Making Tax Digital (MTD), which came into effect on April 1, 2019, means all businesses with a turnover above the VAT registration threshold of £85,000 must submit returns digitally. To do this they need a software solution that can connect to HMRC systems via an application programming interface (API).

A 2019 Federation of Small Businesses (FSB) survey found that a third of small firms still use paper invoices, 29 per cent use paper receipts and bank statements to track their finances, and half of VAT-registered small firms did not have the right software in place before April 1, 2019. According to our own research, only 57 per cent of UK organisations were prepared for MTD before it came into force, and 35 per cent admitted they didn’t even know whether they were prepared.

The idea of MTD is to make efficient, accurate submission to HMRC. Just two of the benefits of digital financial management software is that it removes human error and increases the speed of reporting.

To make sure you choose the right provider for MTD, look for a vendor that is listed as a supplier supporting MTD legislation. Ideally, it should have been working with HMRC, and be committed to developing its products in line with HMRC updates and requirements.

Our new MTD online portal, Business Tax Portal, for example, works alongside any finance system. Here’s some more advice from our Chief Technology Officer, Jon Wrennall, for taking the pain away from choosing MTD software.

  • GDPR

General Data Protection Regulation (GDPR) has been enforced across Europe since May 2018. It relates to any business which holds the personal data of anyone based in the EU, which could be customers, employees or prospects. The fine for non-compliance is four per cent of annual turnover or €20million, whichever is greater.

When choosing financial management software, you should seek out applications with an in-built GDPR module. Here’s a handy guide to GDPR.

  • Charities SORP

The charity Statement of Recommended Practice (SORP) sets out how charities should prepare their annual accounts and report on their finances. As such, it also covers the Statement of Financial Activities (SoFA) reporting capabilities.

For reporting periods starting on or after January 1, 2019, all charities in the UK and Republic of Ireland must follow the second edition of the Charities SORP (FRS 102), which was released in October this year.

  • Other public sector regulations

To stay ahead of compliance, charities and other public sector bodies, like schools, colleges, NHS trusts and social care organisations, should seek out vendors with specific functionality for public sector financial management, such as SORP and SoFA reporting capabilities, built into the system.

Anticipate and interpret

Compliance is about identifying, managing and taking action to meet relevant laws, policies and regulations. A compliance management framework is a structured set of guidelines that details an organisation's processes for complying with regulations, specifications or legislation.

But due to the increasing number of regulations and the growing need for operational transparency, more organisations are looking for ways to enhance these processes while reducing workload. Compliance already takes up an increasing amount of admin time. So, many organisations are supporting their compliance management frameworks with financial management software to anticipate and interpret new rules.

Removing the burden

Finance software should deliver complete financial visibility over your entire business,  from within the same system, so finance teams can track key performance indicators (KPIs). It should have extensive reporting, via dashboards, to deliver actionable insight for informed decision-making.
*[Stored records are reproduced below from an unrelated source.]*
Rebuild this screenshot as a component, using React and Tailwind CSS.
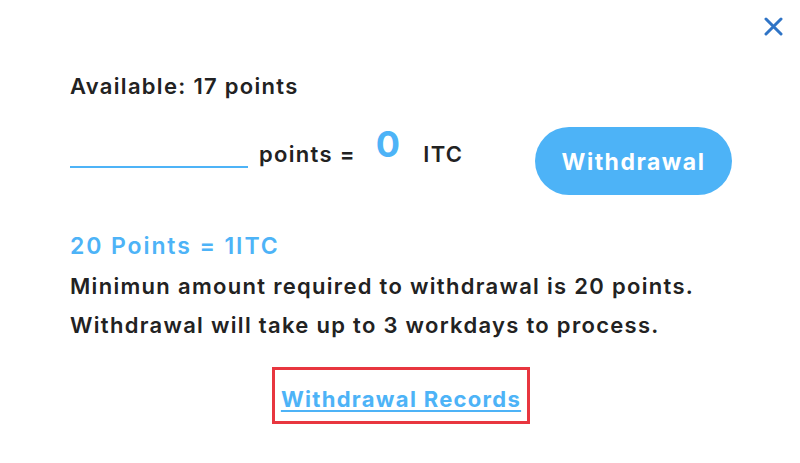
import React from 'react'

export default function App() {
  return (
    <div className="relative w-[800px] h-[463px] bg-white text-[#222] font-['Inter',sans-serif] tracking-[1.3px]">
      <button className="absolute left-[764px] top-[17px] text-[#2f74c6]">
        <svg width="19" height="19" viewBox="0 0 19 19" fill="none" stroke="currentColor" strokeWidth="3" strokeLinecap="round">
          <path d="M2 2 L17 17 M17 2 L2 17" />
        </svg>
      </button>
      <div className="pl-[70px] pr-[68px] pt-[72px]">
        <p className="text-[22px] font-semibold leading-[28px]">Available: 17 points</p>
        <div className="flex items-start mt-[26px]">
          <div className="flex items-end">
            <div className="w-[178px] h-[30px] mb-[-3px] border-b-2 border-[#4db3f7]"></div>
            <span className="ml-[11px] text-[22px] font-semibold leading-none">points =</span>
            <span className="ml-[20px] mb-[3px] text-[36px] font-bold text-[#4db3f7] leading-none">0</span>
            <span className="ml-[22px] text-[22px] font-semibold leading-none">ITC</span>
          </div>
          <button className="ml-auto mt-[1px] w-[197px] h-[68px] pt-[3px] rounded-full bg-[#4db3f7] text-white text-[23px] font-bold tracking-[1.5px]">Withdrawal</button>
        </div>
        <p className="mt-[37px] text-[23px] font-semibold text-[#4db3f7] leading-[28px] tracking-[1.9px]">20 Points = 1ITC</p>
        <p className="mt-[7px] text-[22px] font-semibold leading-[39px]">
          Minimun amount required to withdrawal is 20 points.<br />
          Withdrawal will take up to 3 workdays to process.
        </p>
        <div className="flex justify-center mt-[22px]">
          <div className="border-[3px] border-[#e8363f] w-[258px] h-[57px] pt-[7px] flex items-center justify-center">
            <a href="#" className="text-[22px] font-bold text-[#4db3f7] underline underline-offset-[3px] tracking-[1.3px]">Withdrawal Records</a>
          </div>
        </div>
      </div>
    </div>
  )
}
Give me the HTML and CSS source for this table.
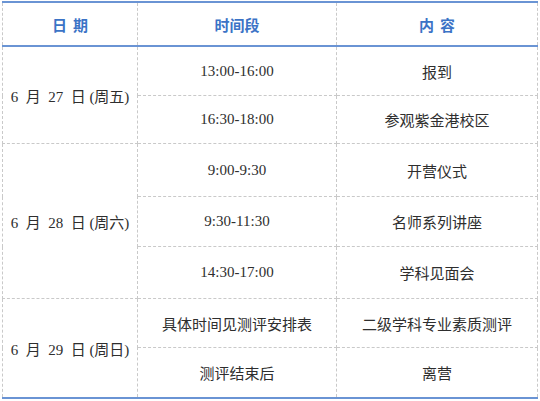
FILE: index.html
```html
<!DOCTYPE html>
<html lang="zh-CN">
<head>
<meta charset="utf-8">
<link rel="stylesheet" href="styles.css">
</head>
<body>
<table class="schedule">
  <colgroup>
    <col class="c-date">
    <col class="c-time">
    <col class="c-content">
  </colgroup>
  <thead>
    <tr class="head">
      <th><span class="spaced">日期</span></th>
      <th>时间段</th>
      <th><span class="spaced">内容</span></th>
    </tr>
  </thead>
  <tbody>
    <tr class="r1">
      <td rowspan="2" class="date">6&nbsp; 月&nbsp; 27&nbsp; 日 (周五)</td>
      <td>13:00-16:00</td>
      <td class="zh">报到</td>
    </tr>
    <tr class="r2">
      <td>16:30-18:00</td>
      <td class="zh">参观紫金港校区</td>
    </tr>
    <tr class="r3">
      <td rowspan="3" class="date">6&nbsp; 月&nbsp; 28&nbsp; 日 (周六)</td>
      <td>9:00-9:30</td>
      <td class="zh">开营仪式</td>
    </tr>
    <tr class="r4">
      <td>9:30-11:30</td>
      <td class="zh">名师系列讲座</td>
    </tr>
    <tr class="r5">
      <td>14:30-17:00</td>
      <td class="zh">学科见面会</td>
    </tr>
    <tr class="r6">
      <td rowspan="2" class="date last">6&nbsp; 月&nbsp; 29&nbsp; 日 (周日)</td>
      <td class="zh">具体时间见测评安排表</td>
      <td class="zh">二级学科专业素质测评</td>
    </tr>
    <tr class="r7">
      <td class="zh">测评结束后</td>
      <td class="zh">离营</td>
    </tr>
  </tbody>
</table>
</body>
</html>
```
FILE: styles.css
```css
html, body {
  margin: 0;
  padding: 0;
  background: #ffffff;
}

body {
  padding: 1px 3px 0 2px;
}

.schedule {
  width: 535px;
  border-collapse: collapse;
  table-layout: fixed;
  font-family: "Liberation Serif", "Noto Sans CJK SC", serif;
  font-size: 15px;
  color: #2e2e2e;
}

.c-date { width: 135px; }
.c-time { width: 199px; }
.c-content { width: 201px; }

.schedule th,
.schedule td {
  border: 1px dashed #c9c9c9;
  text-align: center;
  vertical-align: middle;
  padding: 0;
}

.schedule td.zh {
  font-family: "Noto Sans CJK SC", sans-serif;
}

.schedule th {
  font-family: "Noto Sans CJK SC", sans-serif;
  font-weight: bold;
  font-size: 15px;
  color: #3b73c6;
  border-top: 2px solid #6a94d4;
  border-bottom: 2px solid #6a94d4;
  height: 42px;
}

.spaced {
  letter-spacing: 6px;
  margin-right: -6px;
}

.schedule .r7 td,
.schedule td.last {
  border-bottom: 2px solid #6a94d4;
}

.r1 td { height: 48px; }
.r2 td { height: 47px; }
.r3 td { height: 52px; }
.r4 td { height: 49px; }
.r5 td { height: 51px; }
.r6 td { height: 48px; }
.r7 td { height: 49px; }

.date {
  white-space: nowrap;
}
```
It should have the highest data security. And, of course, it should help your organisation meet internal, statutory and regulatory reporting requirements. Cloud-based financial management software delivered as a service is the most flexible and scalable approach.

It helps you stay see what’s up ahead and prepare reports in the right way, from the right perspectives, and according to the right guidelines. It helps finance teams do all this quicker, more efficiently, and far more accurately than using traditional methods. And it helps your organisation remain agile enough to respond rapidly to changes in the fast-moving legislative landscape.